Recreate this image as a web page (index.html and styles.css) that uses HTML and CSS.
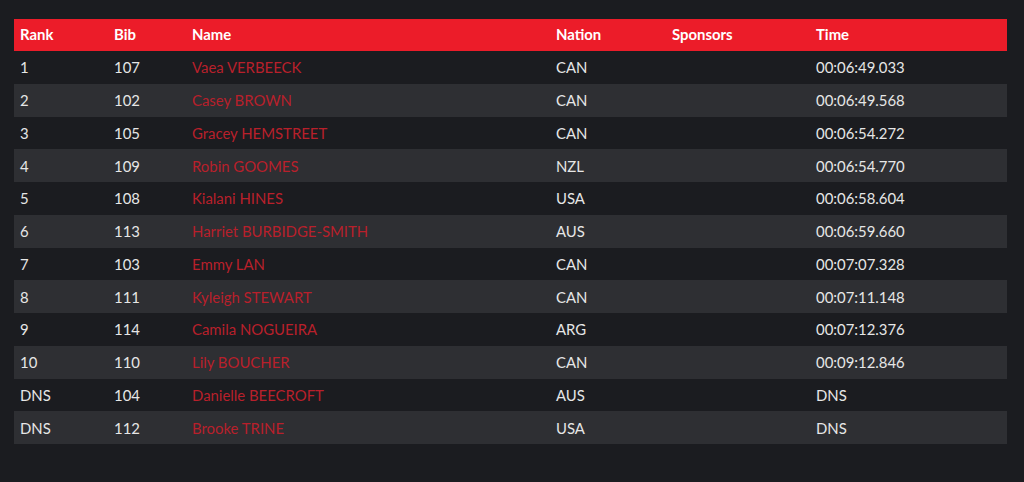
FILE: index.html
```html
<!DOCTYPE html>
<html lang="en">
<head>
<meta charset="utf-8">
<title>Results</title>
<link rel="stylesheet" href="styles.css">
</head>
<body>
<div class="results">
  <div class="row head">
    <div>Rank</div><div>Bib</div><div>Name</div><div>Nation</div><div>Sponsors</div><div>Time</div>
  </div>
  <div class="row"><div>1</div><div>107</div><div class="name">Vaea VERBEECK</div><div>CAN</div><div></div><div>00:06:49.033</div></div>
  <div class="row alt"><div>2</div><div>102</div><div class="name">Casey BROWN</div><div>CAN</div><div></div><div>00:06:49.568</div></div>
  <div class="row"><div>3</div><div>105</div><div class="name">Gracey HEMSTREET</div><div>CAN</div><div></div><div>00:06:54.272</div></div>
  <div class="row alt"><div>4</div><div>109</div><div class="name">Robin GOOMES</div><div>NZL</div><div></div><div>00:06:54.770</div></div>
  <div class="row"><div>5</div><div>108</div><div class="name">Kialani HINES</div><div>USA</div><div></div><div>00:06:58.604</div></div>
  <div class="row alt"><div>6</div><div>113</div><div class="name">Harriet BURBIDGE-SMITH</div><div>AUS</div><div></div><div>00:06:59.660</div></div>
  <div class="row"><div>7</div><div>103</div><div class="name">Emmy LAN</div><div>CAN</div><div></div><div>00:07:07.328</div></div>
  <div class="row alt"><div>8</div><div>111</div><div class="name">Kyleigh STEWART</div><div>CAN</div><div></div><div>00:07:11.148</div></div>
  <div class="row"><div>9</div><div>114</div><div class="name">Camila NOGUEIRA</div><div>ARG</div><div></div><div>00:07:12.376</div></div>
  <div class="row alt"><div>10</div><div>110</div><div class="name">Lily BOUCHER</div><div>CAN</div><div></div><div>00:09:12.846</div></div>
  <div class="row"><div>DNS</div><div>104</div><div class="name">Danielle BEECROFT</div><div>AUS</div><div></div><div>DNS</div></div>
  <div class="row alt"><div>DNS</div><div>112</div><div class="name">Brooke TRINE</div><div>USA</div><div></div><div>DNS</div></div>
</div>
</body>
</html>
```
FILE: styles.css
```css
html, body {
  margin: 0;
  padding: 0;
  background: #1b1c20;
}
body {
  padding: 19px 17.5px 0 13.5px;
  font-family: Lato, "Liberation Sans", sans-serif;
  font-size: 14.9px;
  color: #e6e6e6;
}
.results {
  display: flex;
  flex-direction: column;
}
.row {
  display: grid;
  grid-template-columns: 94px 78px 364px 116px 144px 1fr;
  height: 32.75px;
  align-items: center;
}
.row > div {
  padding-left: 6.5px;
  white-space: nowrap;
}
.head {
  height: 32px;
  background: #ec1c29;
  color: #ffffff;
  font-weight: 700;
}
.head > div {
  padding-bottom: 2px;
}
.alt {
  background: #2e2f33;
}
.name {
  color: #b8202b;
}
```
========
Look above for every line with the word "index" and copy it.

Recreate this image as a web page (index.html and styles.css) that uses HTML and CSS.
FILE: index.html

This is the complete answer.